OBJECTIVE: Leaving out the pictures, please retype each record exactly.
● ● ● ● ● ● ●
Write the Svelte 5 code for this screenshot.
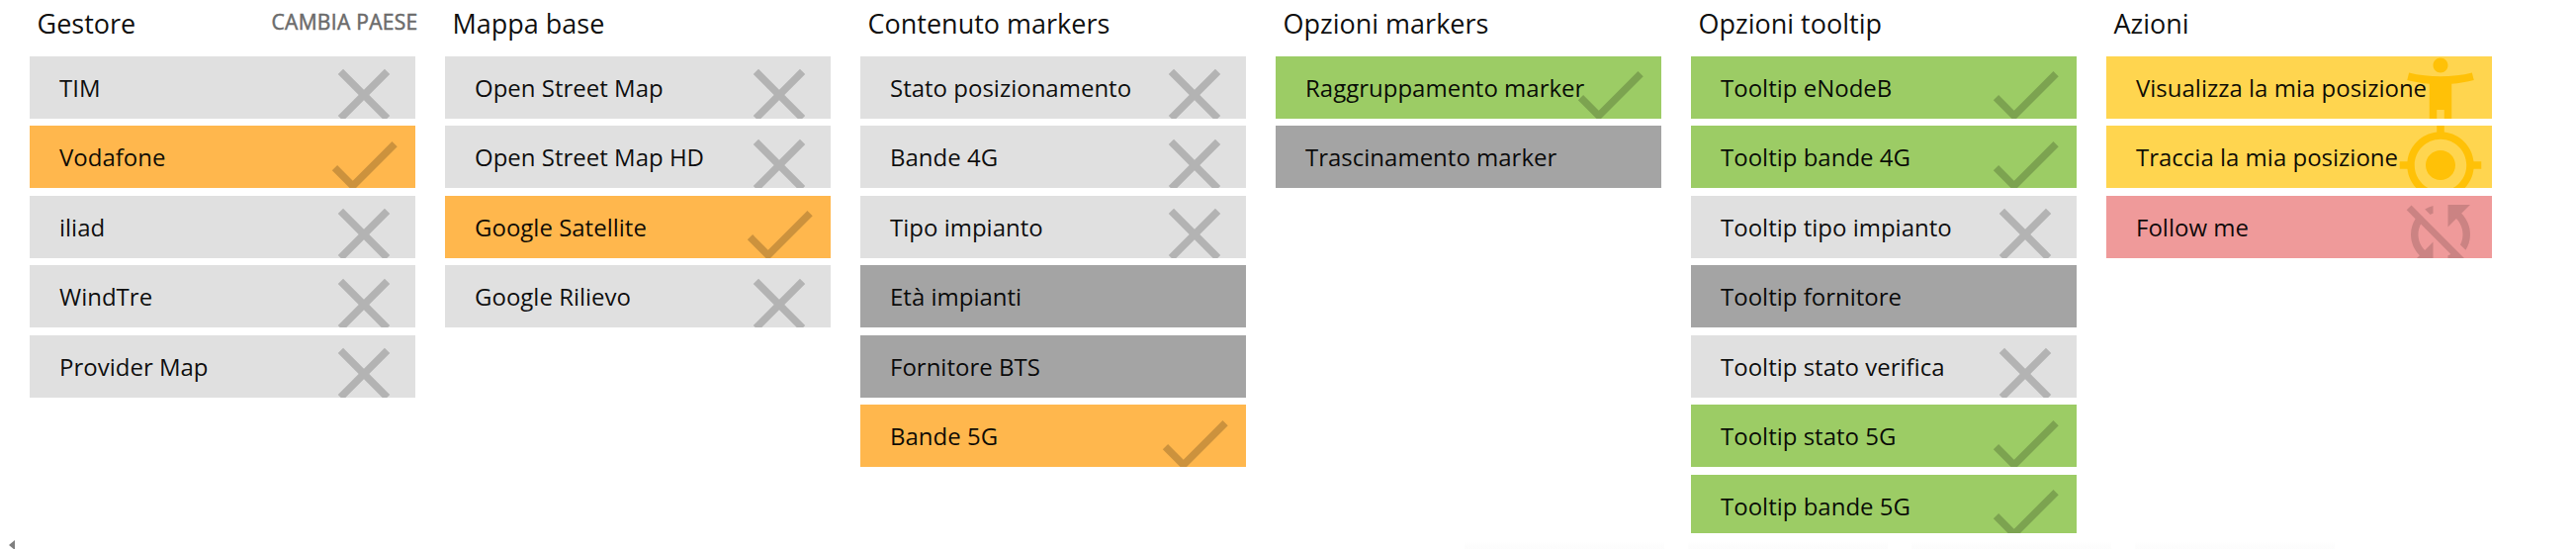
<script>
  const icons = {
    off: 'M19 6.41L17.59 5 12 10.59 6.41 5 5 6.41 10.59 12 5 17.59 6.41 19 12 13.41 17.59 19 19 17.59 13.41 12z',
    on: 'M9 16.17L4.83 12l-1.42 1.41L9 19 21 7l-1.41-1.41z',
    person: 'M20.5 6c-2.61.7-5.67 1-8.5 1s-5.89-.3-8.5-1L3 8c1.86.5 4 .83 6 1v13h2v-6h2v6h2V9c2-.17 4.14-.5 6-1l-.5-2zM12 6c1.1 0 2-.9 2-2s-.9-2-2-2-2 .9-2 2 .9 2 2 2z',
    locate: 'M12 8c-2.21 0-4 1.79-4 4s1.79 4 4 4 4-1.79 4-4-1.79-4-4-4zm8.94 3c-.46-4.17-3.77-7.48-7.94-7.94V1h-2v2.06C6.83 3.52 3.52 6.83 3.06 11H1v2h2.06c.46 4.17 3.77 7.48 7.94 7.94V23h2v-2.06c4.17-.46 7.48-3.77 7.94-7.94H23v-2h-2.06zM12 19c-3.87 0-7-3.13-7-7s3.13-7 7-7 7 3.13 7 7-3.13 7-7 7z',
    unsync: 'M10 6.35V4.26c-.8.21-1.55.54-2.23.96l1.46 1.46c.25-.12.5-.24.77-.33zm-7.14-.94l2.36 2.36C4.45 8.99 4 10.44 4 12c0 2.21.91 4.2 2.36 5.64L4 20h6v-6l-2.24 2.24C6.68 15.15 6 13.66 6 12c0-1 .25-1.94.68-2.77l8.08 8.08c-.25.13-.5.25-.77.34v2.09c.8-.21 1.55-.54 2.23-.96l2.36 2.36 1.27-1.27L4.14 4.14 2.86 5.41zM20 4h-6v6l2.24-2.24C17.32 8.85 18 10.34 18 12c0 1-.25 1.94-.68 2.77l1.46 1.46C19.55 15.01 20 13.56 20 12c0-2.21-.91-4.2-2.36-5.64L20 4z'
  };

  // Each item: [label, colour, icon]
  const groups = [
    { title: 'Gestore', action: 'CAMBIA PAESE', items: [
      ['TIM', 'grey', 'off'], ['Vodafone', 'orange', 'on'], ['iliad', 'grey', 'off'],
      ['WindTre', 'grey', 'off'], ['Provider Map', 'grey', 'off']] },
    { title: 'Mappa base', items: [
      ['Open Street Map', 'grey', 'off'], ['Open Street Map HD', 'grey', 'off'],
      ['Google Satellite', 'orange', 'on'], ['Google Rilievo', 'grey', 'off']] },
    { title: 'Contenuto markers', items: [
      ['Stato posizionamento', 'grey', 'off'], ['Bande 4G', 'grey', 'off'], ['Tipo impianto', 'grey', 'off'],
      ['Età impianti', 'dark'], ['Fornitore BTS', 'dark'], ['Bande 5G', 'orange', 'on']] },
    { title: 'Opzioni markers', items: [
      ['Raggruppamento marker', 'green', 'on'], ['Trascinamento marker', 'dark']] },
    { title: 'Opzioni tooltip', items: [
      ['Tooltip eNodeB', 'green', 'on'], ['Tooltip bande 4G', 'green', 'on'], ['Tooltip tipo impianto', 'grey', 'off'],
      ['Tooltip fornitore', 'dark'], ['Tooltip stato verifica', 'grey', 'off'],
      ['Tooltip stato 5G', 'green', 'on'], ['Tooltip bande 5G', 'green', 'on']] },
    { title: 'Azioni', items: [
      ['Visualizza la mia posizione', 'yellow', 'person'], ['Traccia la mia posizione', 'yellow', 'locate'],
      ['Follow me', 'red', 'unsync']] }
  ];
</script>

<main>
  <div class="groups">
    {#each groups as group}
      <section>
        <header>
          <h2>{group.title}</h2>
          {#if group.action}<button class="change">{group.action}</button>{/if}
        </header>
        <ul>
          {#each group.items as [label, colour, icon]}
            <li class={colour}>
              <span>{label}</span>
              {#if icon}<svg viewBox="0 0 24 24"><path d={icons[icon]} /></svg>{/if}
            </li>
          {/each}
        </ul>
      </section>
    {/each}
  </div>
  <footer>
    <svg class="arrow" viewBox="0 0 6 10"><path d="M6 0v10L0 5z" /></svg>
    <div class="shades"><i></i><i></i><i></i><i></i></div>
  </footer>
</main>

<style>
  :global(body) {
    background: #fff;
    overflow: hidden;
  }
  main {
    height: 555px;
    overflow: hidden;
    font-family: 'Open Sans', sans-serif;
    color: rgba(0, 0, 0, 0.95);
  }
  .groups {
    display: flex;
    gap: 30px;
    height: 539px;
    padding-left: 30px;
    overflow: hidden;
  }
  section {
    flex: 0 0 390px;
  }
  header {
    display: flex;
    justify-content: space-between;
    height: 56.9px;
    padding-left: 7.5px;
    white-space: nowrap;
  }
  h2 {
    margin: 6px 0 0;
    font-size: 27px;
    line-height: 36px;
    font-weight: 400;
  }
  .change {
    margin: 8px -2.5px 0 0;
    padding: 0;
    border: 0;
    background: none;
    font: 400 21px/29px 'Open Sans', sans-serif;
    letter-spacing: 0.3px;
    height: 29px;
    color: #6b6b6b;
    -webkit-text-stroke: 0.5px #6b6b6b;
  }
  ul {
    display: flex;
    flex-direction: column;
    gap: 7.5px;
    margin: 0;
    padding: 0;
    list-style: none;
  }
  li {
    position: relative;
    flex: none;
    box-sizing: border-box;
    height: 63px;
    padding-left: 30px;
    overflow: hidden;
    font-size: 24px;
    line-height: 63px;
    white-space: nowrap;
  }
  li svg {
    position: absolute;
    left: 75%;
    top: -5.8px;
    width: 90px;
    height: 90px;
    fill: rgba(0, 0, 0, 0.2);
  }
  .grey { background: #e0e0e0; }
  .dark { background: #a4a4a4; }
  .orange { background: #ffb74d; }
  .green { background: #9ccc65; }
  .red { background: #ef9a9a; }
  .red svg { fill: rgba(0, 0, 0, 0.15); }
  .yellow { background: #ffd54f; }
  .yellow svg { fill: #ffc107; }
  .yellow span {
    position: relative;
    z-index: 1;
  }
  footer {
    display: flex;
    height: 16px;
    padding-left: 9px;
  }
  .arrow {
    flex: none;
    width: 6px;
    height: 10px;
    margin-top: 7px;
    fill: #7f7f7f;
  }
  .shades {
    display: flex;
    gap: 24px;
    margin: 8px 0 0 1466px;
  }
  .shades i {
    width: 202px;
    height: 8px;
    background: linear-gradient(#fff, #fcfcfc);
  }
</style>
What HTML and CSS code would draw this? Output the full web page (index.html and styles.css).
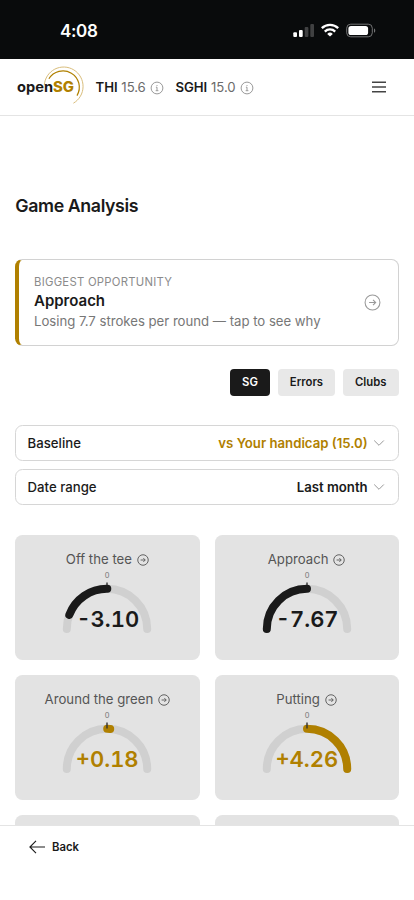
● ● ● ● ● ● ●
RESULT OF THIS TASK:
Write the Svelte 5 code for this screenshot.
<script>
  const icons = {
    off: 'M19 6.41L17.59 5 12 10.59 6.41 5 5 6.41 10.59 12 5 17.59 6.41 19 12 13.41 17.59 19 19 17.59 13.41 12z',
    on: 'M9 16.17L4.83 12l-1.42 1.41L9 19 21 7l-1.41-1.41z',
    person: 'M20.5 6c-2.61.7-5.67 1-8.5 1s-5.89-.3-8.5-1L3 8c1.86.5 4 .83 6 1v13h2v-6h2v6h2V9c2-.17 4.14-.5 6-1l-.5-2zM12 6c1.1 0 2-.9 2-2s-.9-2-2-2-2 .9-2 2 .9 2 2 2z',
    locate: 'M12 8c-2.21 0-4 1.79-4 4s1.79 4 4 4 4-1.79 4-4-1.79-4-4-4zm8.94 3c-.46-4.17-3.77-7.48-7.94-7.94V1h-2v2.06C6.83 3.52 3.52 6.83 3.06 11H1v2h2.06c.46 4.17 3.77 7.48 7.94 7.94V23h2v-2.06c4.17-.46 7.48-3.77 7.94-7.94H23v-2h-2.06zM12 19c-3.87 0-7-3.13-7-7s3.13-7 7-7 7 3.13 7 7-3.13 7-7 7z',
    unsync: 'M10 6.35V4.26c-.8.21-1.55.54-2.23.96l1.46 1.46c.25-.12.5-.24.77-.33zm-7.14-.94l2.36 2.36C4.45 8.99 4 10.44 4 12c0 2.21.91 4.2 2.36 5.64L4 20h6v-6l-2.24 2.24C6.68 15.15 6 13.66 6 12c0-1 .25-1.94.68-2.77l8.08 8.08c-.25.13-.5.25-.77.34v2.09c.8-.21 1.55-.54 2.23-.96l2.36 2.36 1.27-1.27L4.14 4.14 2.86 5.41zM20 4h-6v6l2.24-2.24C17.32 8.85 18 10.34 18 12c0 1-.25 1.94-.68 2.77l1.46 1.46C19.55 15.01 20 13.56 20 12c0-2.21-.91-4.2-2.36-5.64L20 4z'
  };

  // Each item: [label, colour, icon]
  const groups = [
    { title: 'Gestore', action: 'CAMBIA PAESE', items: [
      ['TIM', 'grey', 'off'], ['Vodafone', 'orange', 'on'], ['iliad', 'grey', 'off'],
      ['WindTre', 'grey', 'off'], ['Provider Map', 'grey', 'off']] },
    { title: 'Mappa base', items: [
      ['Open Street Map', 'grey', 'off'], ['Open Street Map HD', 'grey', 'off'],
      ['Google Satellite', 'orange', 'on'], ['Google Rilievo', 'grey', 'off']] },
    { title: 'Contenuto markers', items: [
      ['Stato posizionamento', 'grey', 'off'], ['Bande 4G', 'grey', 'off'], ['Tipo impianto', 'grey', 'off'],
      ['Età impianti', 'dark'], ['Fornitore BTS', 'dark'], ['Bande 5G', 'orange', 'on']] },
    { title: 'Opzioni markers', items: [
      ['Raggruppamento marker', 'green', 'on'], ['Trascinamento marker', 'dark']] },
    { title: 'Opzioni tooltip', items: [
      ['Tooltip eNodeB', 'green', 'on'], ['Tooltip bande 4G', 'green', 'on'], ['Tooltip tipo impianto', 'grey', 'off'],
      ['Tooltip fornitore', 'dark'], ['Tooltip stato verifica', 'grey', 'off'],
      ['Tooltip stato 5G', 'green', 'on'], ['Tooltip bande 5G', 'green', 'on']] },
    { title: 'Azioni', items: [
      ['Visualizza la mia posizione', 'yellow', 'person'], ['Traccia la mia posizione', 'yellow', 'locate'],
      ['Follow me', 'red', 'unsync']] }
  ];
</script>

<main>
  <div class="groups">
    {#each groups as group}
      <section>
        <header>
          <h2>{group.title}</h2>
          {#if group.action}<button class="change">{group.action}</button>{/if}
        </header>
        <ul>
          {#each group.items as [label, colour, icon]}
            <li class={colour}>
              <span>{label}</span>
              {#if icon}<svg viewBox="0 0 24 24"><path d={icons[icon]} /></svg>{/if}
            </li>
          {/each}
        </ul>
      </section>
    {/each}
  </div>
  <footer>
    <svg class="arrow" viewBox="0 0 6 10"><path d="M6 0v10L0 5z" /></svg>
    <div class="shades"><i></i><i></i><i></i><i></i></div>
  </footer>
</main>

<style>
  :global(body) {
    background: #fff;
    overflow: hidden;
  }
  main {
    height: 555px;
    overflow: hidden;
    font-family: 'Open Sans', sans-serif;
    color: rgba(0, 0, 0, 0.95);
  }
  .groups {
    display: flex;
    gap: 30px;
    height: 539px;
    padding-left: 30px;
    overflow: hidden;
  }
  section {
    flex: 0 0 390px;
  }
  header {
    display: flex;
    justify-content: space-between;
    height: 56.9px;
    padding-left: 7.5px;
    white-space: nowrap;
  }
  h2 {
    margin: 6px 0 0;
    font-size: 27px;
    line-height: 36px;
    font-weight: 400;
  }
  .change {
    margin: 8px -2.5px 0 0;
    padding: 0;
    border: 0;
    background: none;
    font: 400 21px/29px 'Open Sans', sans-serif;
    letter-spacing: 0.3px;
    height: 29px;
    color: #6b6b6b;
    -webkit-text-stroke: 0.5px #6b6b6b;
  }
  ul {
    display: flex;
    flex-direction: column;
    gap: 7.5px;
    margin: 0;
    padding: 0;
    list-style: none;
  }
  li {
    position: relative;
    flex: none;
    box-sizing: border-box;
    height: 63px;
    padding-left: 30px;
    overflow: hidden;
    font-size: 24px;
    line-height: 63px;
    white-space: nowrap;
  }
  li svg {
    position: absolute;
    left: 75%;
    top: -5.8px;
    width: 90px;
    height: 90px;
    fill: rgba(0, 0, 0, 0.2);
  }
  .grey { background: #e0e0e0; }
  .dark { background: #a4a4a4; }
  .orange { background: #ffb74d; }
  .green { background: #9ccc65; }
  .red { background: #ef9a9a; }
  .red svg { fill: rgba(0, 0, 0, 0.15); }
  .yellow { background: #ffd54f; }
  .yellow svg { fill: #ffc107; }
  .yellow span {
    position: relative;
    z-index: 1;
  }
  footer {
    display: flex;
    height: 16px;
    padding-left: 9px;
  }
  .arrow {
    flex: none;
    width: 6px;
    height: 10px;
    margin-top: 7px;
    fill: #7f7f7f;
  }
  .shades {
    display: flex;
    gap: 24px;
    margin: 8px 0 0 1466px;
  }
  .shades i {
    width: 202px;
    height: 8px;
    background: linear-gradient(#fff, #fcfcfc);
  }
</style>
What HTML and CSS code would draw this? Output the full web page (index.html and styles.css).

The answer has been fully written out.